What the task asks:
Reply with the count of lines holding "that", nothing more.
****************************************
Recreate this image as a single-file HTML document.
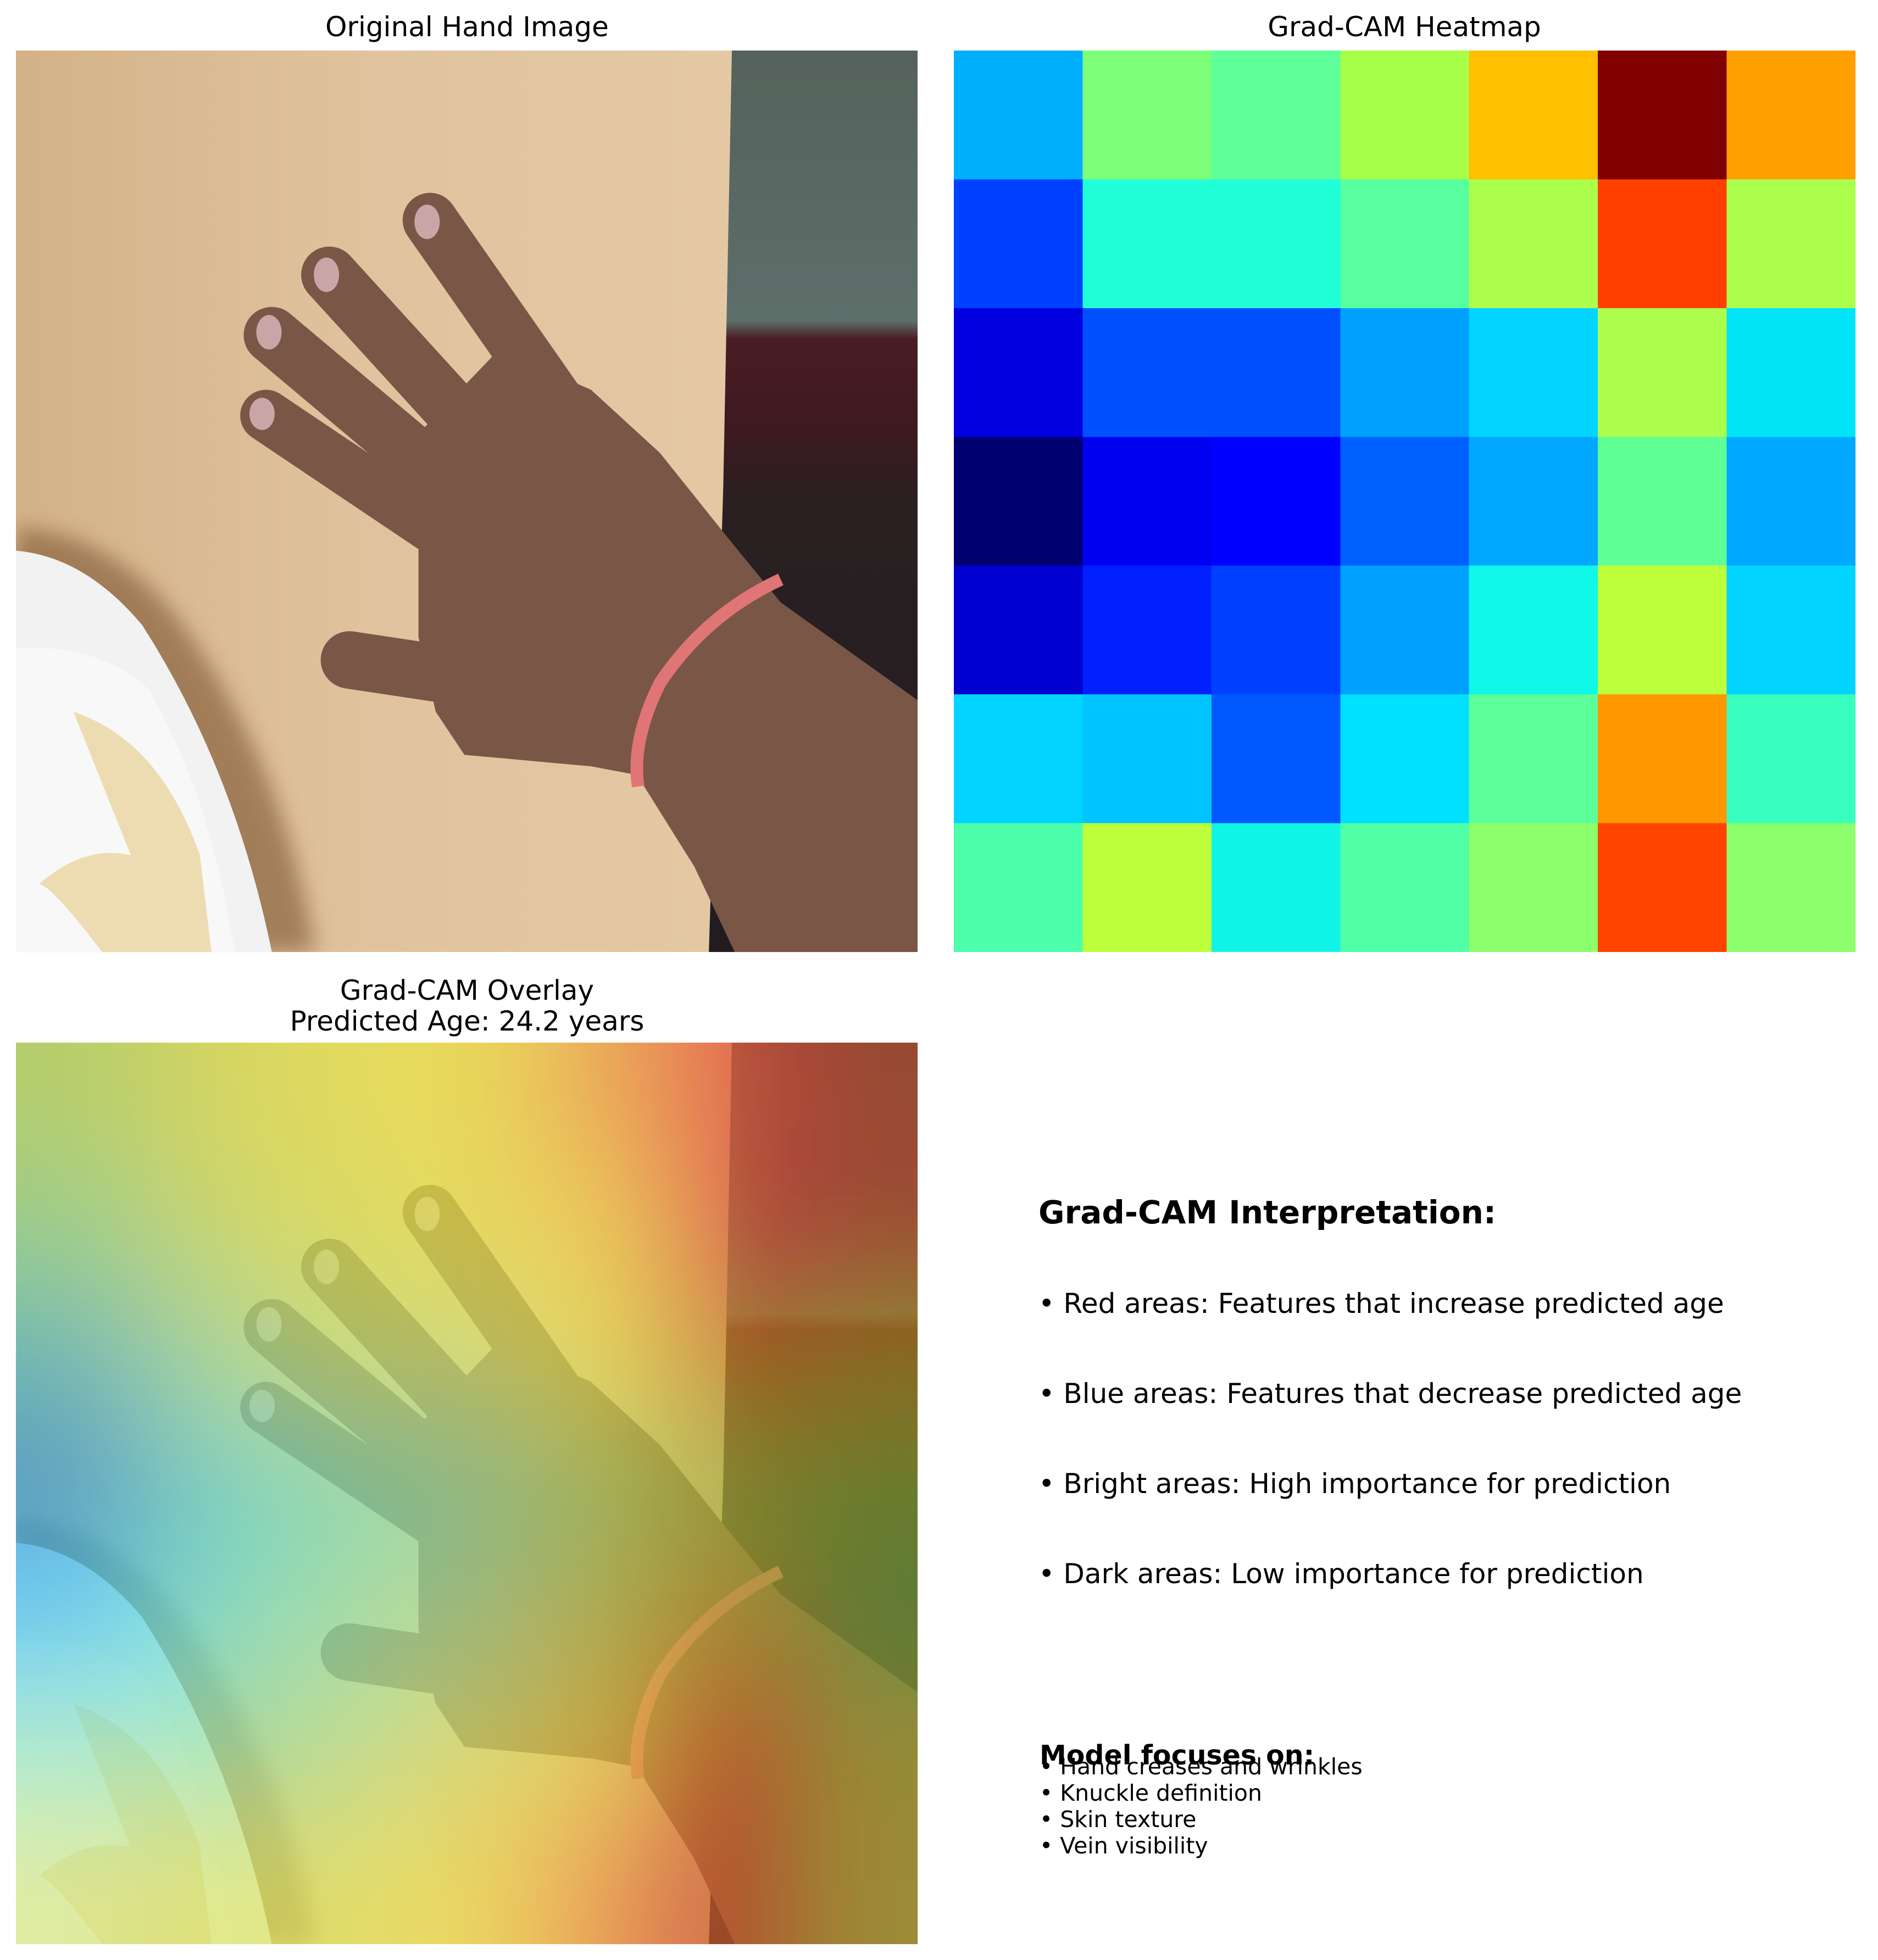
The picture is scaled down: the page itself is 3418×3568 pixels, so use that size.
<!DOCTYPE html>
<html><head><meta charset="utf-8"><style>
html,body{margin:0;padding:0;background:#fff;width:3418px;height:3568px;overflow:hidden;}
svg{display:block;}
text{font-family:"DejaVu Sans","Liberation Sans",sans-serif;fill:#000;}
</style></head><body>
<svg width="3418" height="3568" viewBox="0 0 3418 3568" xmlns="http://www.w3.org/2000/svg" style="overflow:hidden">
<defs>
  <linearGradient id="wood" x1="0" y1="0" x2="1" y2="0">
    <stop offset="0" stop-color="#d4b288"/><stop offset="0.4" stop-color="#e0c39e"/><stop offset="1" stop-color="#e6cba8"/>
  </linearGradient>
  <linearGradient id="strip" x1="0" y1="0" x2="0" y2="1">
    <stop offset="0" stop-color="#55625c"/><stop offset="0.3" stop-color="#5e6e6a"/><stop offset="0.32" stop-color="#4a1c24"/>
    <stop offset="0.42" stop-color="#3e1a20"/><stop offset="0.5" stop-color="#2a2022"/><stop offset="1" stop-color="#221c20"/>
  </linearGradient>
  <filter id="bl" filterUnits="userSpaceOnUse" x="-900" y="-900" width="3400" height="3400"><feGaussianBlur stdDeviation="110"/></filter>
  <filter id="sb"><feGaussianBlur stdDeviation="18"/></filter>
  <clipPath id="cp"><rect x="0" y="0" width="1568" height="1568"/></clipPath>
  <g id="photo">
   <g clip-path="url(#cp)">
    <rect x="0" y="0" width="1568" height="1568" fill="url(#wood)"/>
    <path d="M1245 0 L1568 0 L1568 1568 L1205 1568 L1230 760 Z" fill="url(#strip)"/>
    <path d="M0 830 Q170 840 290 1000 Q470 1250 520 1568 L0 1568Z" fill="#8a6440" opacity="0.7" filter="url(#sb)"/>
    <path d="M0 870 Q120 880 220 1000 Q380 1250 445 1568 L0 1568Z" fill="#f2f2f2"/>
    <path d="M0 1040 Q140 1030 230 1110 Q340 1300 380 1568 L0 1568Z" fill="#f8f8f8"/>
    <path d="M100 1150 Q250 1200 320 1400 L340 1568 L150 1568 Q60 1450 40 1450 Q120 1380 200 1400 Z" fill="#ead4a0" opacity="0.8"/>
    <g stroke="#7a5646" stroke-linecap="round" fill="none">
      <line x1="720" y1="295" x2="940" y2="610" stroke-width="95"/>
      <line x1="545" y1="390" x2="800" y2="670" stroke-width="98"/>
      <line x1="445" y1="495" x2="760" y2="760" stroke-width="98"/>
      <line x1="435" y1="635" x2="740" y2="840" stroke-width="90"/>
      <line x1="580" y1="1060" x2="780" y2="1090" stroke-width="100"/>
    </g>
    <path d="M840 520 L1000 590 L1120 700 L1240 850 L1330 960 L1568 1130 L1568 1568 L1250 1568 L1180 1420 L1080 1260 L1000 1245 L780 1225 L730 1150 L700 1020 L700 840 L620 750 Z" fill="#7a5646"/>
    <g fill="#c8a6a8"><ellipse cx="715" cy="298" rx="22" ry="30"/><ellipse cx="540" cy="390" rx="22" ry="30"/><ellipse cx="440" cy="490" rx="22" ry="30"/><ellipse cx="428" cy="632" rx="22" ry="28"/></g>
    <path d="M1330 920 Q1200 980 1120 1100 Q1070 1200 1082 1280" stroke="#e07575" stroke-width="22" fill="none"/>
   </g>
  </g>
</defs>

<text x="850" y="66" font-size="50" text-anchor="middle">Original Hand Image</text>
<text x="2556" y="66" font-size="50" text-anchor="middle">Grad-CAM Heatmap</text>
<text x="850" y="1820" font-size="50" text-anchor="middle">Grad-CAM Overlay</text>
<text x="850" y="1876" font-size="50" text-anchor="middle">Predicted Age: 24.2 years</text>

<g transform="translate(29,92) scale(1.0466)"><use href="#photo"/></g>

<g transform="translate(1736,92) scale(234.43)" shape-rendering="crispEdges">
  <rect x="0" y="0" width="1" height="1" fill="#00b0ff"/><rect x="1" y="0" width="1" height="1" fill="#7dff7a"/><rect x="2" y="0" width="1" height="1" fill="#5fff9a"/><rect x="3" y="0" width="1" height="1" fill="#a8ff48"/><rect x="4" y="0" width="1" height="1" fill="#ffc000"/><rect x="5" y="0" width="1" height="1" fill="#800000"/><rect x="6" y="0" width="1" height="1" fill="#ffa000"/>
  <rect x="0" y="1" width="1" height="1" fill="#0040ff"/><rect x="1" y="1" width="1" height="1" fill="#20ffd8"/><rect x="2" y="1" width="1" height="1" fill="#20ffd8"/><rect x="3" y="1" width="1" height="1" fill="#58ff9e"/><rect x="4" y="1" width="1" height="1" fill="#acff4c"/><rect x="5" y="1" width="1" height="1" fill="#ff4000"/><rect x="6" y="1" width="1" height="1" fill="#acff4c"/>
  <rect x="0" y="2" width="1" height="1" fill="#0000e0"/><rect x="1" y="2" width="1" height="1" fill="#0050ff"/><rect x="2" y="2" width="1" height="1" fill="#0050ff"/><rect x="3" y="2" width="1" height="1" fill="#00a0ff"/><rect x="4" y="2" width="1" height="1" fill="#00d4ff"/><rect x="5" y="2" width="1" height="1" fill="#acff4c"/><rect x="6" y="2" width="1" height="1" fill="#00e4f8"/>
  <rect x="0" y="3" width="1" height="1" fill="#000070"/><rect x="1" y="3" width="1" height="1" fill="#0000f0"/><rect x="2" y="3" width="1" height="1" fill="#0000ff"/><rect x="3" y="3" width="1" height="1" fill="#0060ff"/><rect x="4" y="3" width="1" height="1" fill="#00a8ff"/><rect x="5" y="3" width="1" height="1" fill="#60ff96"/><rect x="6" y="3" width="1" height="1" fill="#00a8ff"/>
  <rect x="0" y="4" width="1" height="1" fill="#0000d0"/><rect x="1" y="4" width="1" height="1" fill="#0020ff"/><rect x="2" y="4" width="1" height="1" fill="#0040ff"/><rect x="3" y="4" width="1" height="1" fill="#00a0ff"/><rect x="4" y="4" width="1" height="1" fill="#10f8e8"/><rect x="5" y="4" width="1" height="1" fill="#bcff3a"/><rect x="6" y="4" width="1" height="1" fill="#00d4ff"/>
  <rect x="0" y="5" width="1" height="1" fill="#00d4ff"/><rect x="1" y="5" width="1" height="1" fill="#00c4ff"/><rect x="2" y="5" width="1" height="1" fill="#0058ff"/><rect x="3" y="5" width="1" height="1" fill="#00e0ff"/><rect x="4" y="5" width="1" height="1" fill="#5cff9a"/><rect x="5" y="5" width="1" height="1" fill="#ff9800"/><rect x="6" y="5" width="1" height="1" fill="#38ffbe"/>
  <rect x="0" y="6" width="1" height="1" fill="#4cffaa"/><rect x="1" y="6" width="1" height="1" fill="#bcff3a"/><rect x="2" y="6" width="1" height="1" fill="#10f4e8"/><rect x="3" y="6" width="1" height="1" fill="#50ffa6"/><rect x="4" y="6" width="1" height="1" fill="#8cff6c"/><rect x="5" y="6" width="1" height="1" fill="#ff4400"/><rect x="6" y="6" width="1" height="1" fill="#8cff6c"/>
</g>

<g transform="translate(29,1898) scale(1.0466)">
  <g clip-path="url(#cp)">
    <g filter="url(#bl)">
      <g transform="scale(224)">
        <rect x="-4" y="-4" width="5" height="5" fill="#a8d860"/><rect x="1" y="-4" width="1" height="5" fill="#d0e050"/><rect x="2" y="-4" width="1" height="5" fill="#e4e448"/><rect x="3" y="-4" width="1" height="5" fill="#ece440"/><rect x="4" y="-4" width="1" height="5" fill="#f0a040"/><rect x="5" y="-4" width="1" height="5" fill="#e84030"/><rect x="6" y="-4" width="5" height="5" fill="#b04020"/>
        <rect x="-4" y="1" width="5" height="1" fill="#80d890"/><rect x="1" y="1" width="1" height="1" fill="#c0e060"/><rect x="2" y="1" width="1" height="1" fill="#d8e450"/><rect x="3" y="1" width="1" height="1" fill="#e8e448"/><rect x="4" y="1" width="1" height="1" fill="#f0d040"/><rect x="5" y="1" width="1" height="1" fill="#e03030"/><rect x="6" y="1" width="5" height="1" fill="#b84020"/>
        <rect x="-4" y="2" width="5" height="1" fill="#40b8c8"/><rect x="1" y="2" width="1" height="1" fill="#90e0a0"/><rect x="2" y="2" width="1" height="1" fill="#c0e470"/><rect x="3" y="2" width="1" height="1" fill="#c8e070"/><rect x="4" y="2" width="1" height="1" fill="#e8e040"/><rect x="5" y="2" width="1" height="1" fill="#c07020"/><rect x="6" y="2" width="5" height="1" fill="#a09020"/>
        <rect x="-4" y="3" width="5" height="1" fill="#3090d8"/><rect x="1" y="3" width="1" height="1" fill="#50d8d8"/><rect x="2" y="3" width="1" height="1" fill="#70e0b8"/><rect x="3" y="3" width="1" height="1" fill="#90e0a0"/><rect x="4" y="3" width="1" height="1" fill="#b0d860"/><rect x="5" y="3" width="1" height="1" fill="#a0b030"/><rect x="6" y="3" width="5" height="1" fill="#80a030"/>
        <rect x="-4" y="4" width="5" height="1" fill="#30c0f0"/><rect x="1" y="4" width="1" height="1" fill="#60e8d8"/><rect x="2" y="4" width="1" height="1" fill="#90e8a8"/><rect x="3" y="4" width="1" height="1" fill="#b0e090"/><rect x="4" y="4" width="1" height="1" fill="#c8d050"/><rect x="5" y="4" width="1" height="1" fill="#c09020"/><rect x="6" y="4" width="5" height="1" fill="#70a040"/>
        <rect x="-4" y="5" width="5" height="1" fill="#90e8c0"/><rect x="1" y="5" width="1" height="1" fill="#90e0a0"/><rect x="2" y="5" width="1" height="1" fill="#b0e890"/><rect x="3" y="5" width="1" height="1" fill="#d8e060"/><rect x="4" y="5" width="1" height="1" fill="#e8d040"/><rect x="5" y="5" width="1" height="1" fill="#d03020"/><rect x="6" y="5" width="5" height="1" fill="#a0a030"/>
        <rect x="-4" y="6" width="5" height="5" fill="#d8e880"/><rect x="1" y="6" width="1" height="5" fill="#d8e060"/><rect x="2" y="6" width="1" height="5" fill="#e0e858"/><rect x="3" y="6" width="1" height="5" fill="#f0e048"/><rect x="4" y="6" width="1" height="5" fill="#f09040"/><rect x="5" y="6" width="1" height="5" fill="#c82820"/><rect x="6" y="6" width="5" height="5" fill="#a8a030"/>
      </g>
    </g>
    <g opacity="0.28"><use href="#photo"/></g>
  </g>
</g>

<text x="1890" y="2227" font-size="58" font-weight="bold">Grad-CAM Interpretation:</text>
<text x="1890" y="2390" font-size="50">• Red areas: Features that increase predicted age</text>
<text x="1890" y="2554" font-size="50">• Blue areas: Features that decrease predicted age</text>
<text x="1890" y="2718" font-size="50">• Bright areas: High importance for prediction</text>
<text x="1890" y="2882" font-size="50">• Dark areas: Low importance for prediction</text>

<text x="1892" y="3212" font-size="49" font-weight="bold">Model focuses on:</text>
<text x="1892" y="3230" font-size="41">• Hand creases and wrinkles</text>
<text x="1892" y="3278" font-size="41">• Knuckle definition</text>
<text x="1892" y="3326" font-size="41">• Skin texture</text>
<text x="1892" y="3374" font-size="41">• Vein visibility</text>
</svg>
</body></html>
****************************************
Solution for this exercise:
3